Machine Learning Approach for Degradation Path Prediction Using Different Models and Architectures of Artificial Neural Networks

Degradation and failure prediction has become more and more crucial for maintenance planning and scheduling, the decision-making process, and many other areas of manufacturing systems. This paper presents an approach where different artificial neural network models were developed to predict the degradation path of a machine component using different architectures, including fully connected networks (FCN) and arbitrarily connected networks (ACN). These models were trained using the Neuron-by-Neuron (NBN) training algorithm with forward-backward computations, where NBN is an improved form of the Levenberg-Marquardt (LM) algorithm, combined with FCN and ACN architectures, which can be trained efficiently, it can give more accurate predictions with a fewer number of neurons used. The developed models were evaluated using the statistical performance measure of the sum of squared error (SSE).

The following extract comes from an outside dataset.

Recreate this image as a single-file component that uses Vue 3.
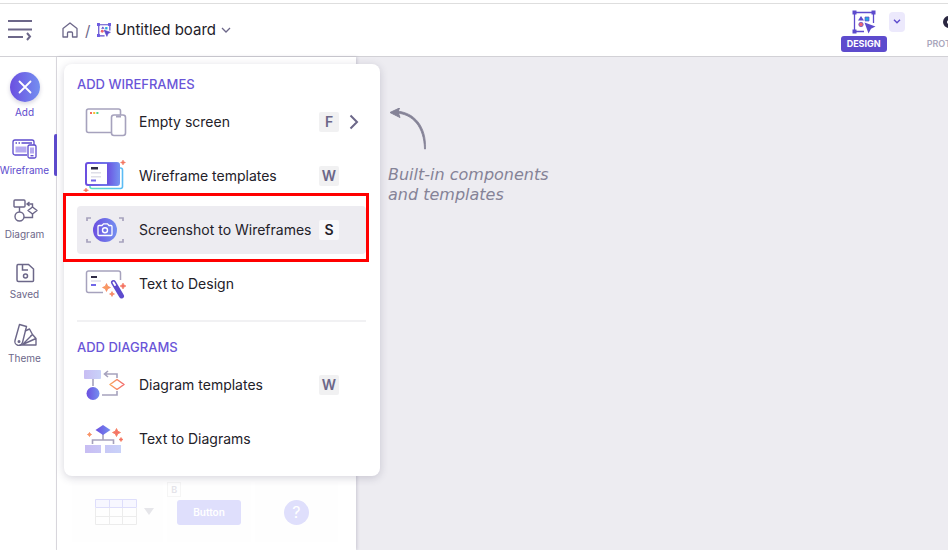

The results show that the used networks are successfully able to predict the degradation path; the 8-neurons model of FCN architecture and the 3-neurons model of ACN architecture with tanh (mbib) hidden layers activation function and linear function (mlin) of the outputs have the lowest prediction error (SSE) among all the developed models. The use of such architectures combined with NBN training algorithm can easily model manufacturing systems with complex component structures that provide a vast amount of data.